Thursday, August 1, 2013

Is Chemo Brain a Valid Excuse After 9 Months?

I was talking with my friend, Panther, the other day and she told me how she thought that I handled having cancer with grace and humor. I'm not so sure about the grace part, but I will admit to the humor. I just don't know any other way to handle, well, anything. It got me thinking about this blog. When I logged in this morning, I found an old post that I never published. It deals with the horrors of "chemo brain". This was written shortly before I finished chemo. For anyone that doesn't know, I finished chemo nine months ago and have been cancer free for several months now.

I will have my seventh chemo treatment this week. Including this week's treatment, I only have two treatments left. This part of my journey is almost over. I do see the light at the end of the tunnel, and for once, I do not think it is an on-coming train.

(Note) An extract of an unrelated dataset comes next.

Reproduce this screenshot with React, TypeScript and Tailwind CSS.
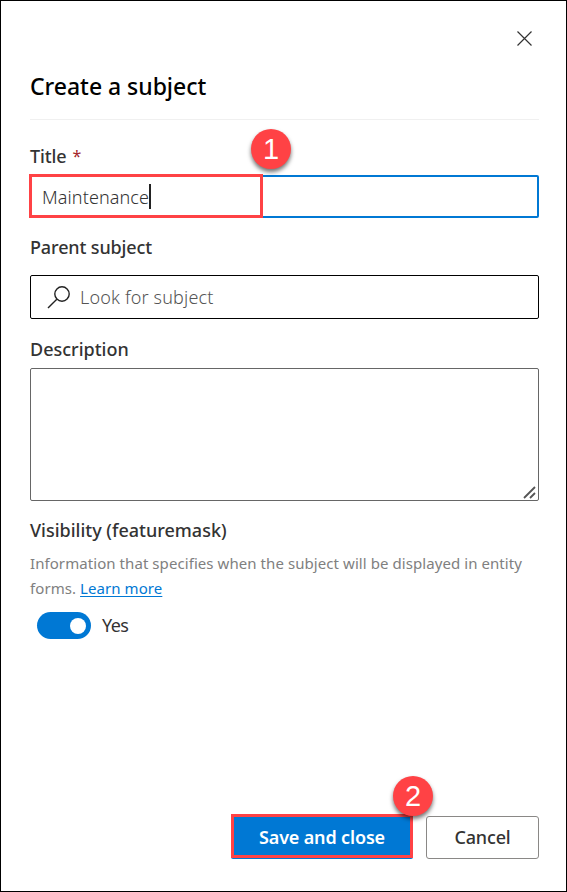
import type { ReactNode } from "react";

function Badge({ children, className }: { children: ReactNode; className: string }) {
  return (
    <span
      className={`absolute z-10 flex size-10 items-center justify-center rounded-full bg-[#ff4245] font-['Liberation_Sans',sans-serif] text-[29px] leading-none text-white shadow-[0_3px_4px_rgba(0,0,0,0.55)] ${className}`}
    >
      {children}
    </span>
  );
}

function Label({ children, className }: { children: ReactNode; className: string }) {
  return (
    <div className="flex h-6 items-center whitespace-nowrap text-[18px] font-medium text-[#333]">
      <span className={className}>{children}</span>
    </div>
  );
}

export default function App() {
  return (
    <main className="flex h-[892px] w-[567px] flex-col border border-black bg-white pl-[29px] pr-[27px] font-['Noto_Sans','Open_Sans',sans-serif] text-[#333]">
      <div className="flex h-[69px] shrink-0 justify-end pr-[6px] pt-[29px]">
        <svg width="17" height="17" viewBox="0 0 17 17" fill="none" stroke="#333" strokeWidth="1.2" aria-label="Close">
          <path d="M1.5 1.5 15.5 15.5M15.5 1.5 1.5 15.5" />
        </svg>
      </div>
      <h1 className="flex h-[50px] shrink-0 whitespace-nowrap border-b border-[#f0f0f0] text-[23px] font-medium leading-8 text-black">
        <span className="tracking-[-0.03px]">Create a subject</span>
      </h1>

      <div className="mt-[24px] flex gap-[6px]">
        <Label className="tracking-[-0.1px]">Title</Label>
        <span className="text-[16px] leading-6 text-[#a4262c]">*</span>
      </div>
      <div className="relative mt-[7px] flex h-[43px] shrink-0 items-center rounded-[2px] border-2 border-[#0078d4] pl-[10px]">
        <span className="relative top-px text-[18px] font-light tracking-[0.1px]">Maintenance</span>
        <span className="h-[25px] w-[2px] bg-[#222]" />
        <span className="absolute -left-[3px] -top-[3px] h-[44px] w-[234px] border-[3px] border-[#ff4245]" />
        <Badge className="left-[219px] top-[-48px]">1</Badge>
      </div>

      <div className="mt-[17px]">
        <Label className="tracking-[-0.13px]">Parent subject</Label>
      </div>
      <div className="mt-[16px] flex h-[44px] shrink-0 items-center rounded-[2px] border border-black pl-[16px]">
        <svg width="24" height="24" viewBox="0 0 24 24" fill="none" stroke="#222" strokeWidth="1.4">
          <circle cx="15" cy="9" r="7.2" />
          <path d="M9.8 14.2 1 23" />
        </svg>
        <span className="ml-[9px] text-[18px] font-light tracking-[0.17px] text-[#555]">Look for subject</span>
      </div>

      <div className="mt-[18px]">
        <Label className="tracking-normal">Description</Label>
      </div>
      <div className="mt-[7px] flex h-[133px] shrink-0 items-end justify-end rounded-[2px] border border-[#666] pb-px pr-[2px]">
        <svg width="13" height="13" viewBox="0 0 13 13" fill="none" stroke="#555" strokeWidth="1.8">
          <path d="M1 12 12 1M7 12 12 7" />
        </svg>
      </div>

      <div className="mt-[17px]">
        <Label className="tracking-normal">Visibility (featuremask)</Label>
      </div>
      <p className="mt-[9px] whitespace-nowrap text-[15px] leading-[25px] text-[#808080]">
        <span className="block tracking-[0.07px]">Information that specifies when the subject will be displayed in entity</span>
        <span className="block tracking-[0.07px]">
          forms. <a className="text-[#0078d4] underline underline-offset-2">Learn more</a>
        </span>
      </p>
      <div className="mt-[11px] flex items-center pl-[7px]">
        <span className="flex h-[27px] w-[54px] items-center justify-end rounded-full bg-[#0078d4] pr-[5px]">
          <span className="size-4 rounded-full bg-white" />
        </span>
        <span className="ml-[11px] text-[18px] leading-[27px] tracking-[-0.6px]">Yes</span>
      </div>

      <div className="mb-[32px] mt-auto flex items-end justify-between pl-[201px]">
        <div className="relative h-[45px] w-[182px] rounded-[2px] bg-[#0078d4]">
          <button className="flex h-[44px] w-[182px] items-center justify-center whitespace-nowrap border-[3px] border-[#ff4245] text-[18px] font-semibold text-white">
            <span className="relative top-px tracking-[-0.15px]">Save and close</span>
          </button>
          <Badge className="left-[162px] top-[-38px]">2</Badge>
        </div>
        <button className="flex h-[43px] w-[113px] items-center justify-center rounded-[3px] border border-[#8a8886] text-[18px] font-medium">
          <span className="tracking-[-0.15px]">Cancel</span>
        </button>
      </div>
    </main>
  );
}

I am still tired. It's unlike any other "tired" feeling I have ever had. There are days, and there are seemingly more and more of them, where I get up, have a cup of tea and some breakfast, then go right back to bed. It's very similar to chemocoma, but without the nausea. I've tried staying awake when that feeling hits, but it makes my brain kinda shut down and the chemo brain becomes even worse. Let me give you an example. I have been playing Rock Band for years. I KNOW how to play the game. I am not any good by any stretch of the imagination, but I know how to play. The wife and I were playing Rock Band with some friends, and mid song, I forgot how to play. Now, this was about 6 songs after my body had said "We are tired and would like to go to bed now please." I let them talk me into a few more songs, and my brain punished me, by hiding the "how to play Rock Band" information. It took several minutes to find said information and then use it accordingly. I was horrified and embarrassed. No one knew what had happened, but I did. And that was enough. I blame it on chemo brain.

Chemo brain is a bastard. It robs you of information that you have had "locked down" for years. Makes you feel foolish and it humbles you.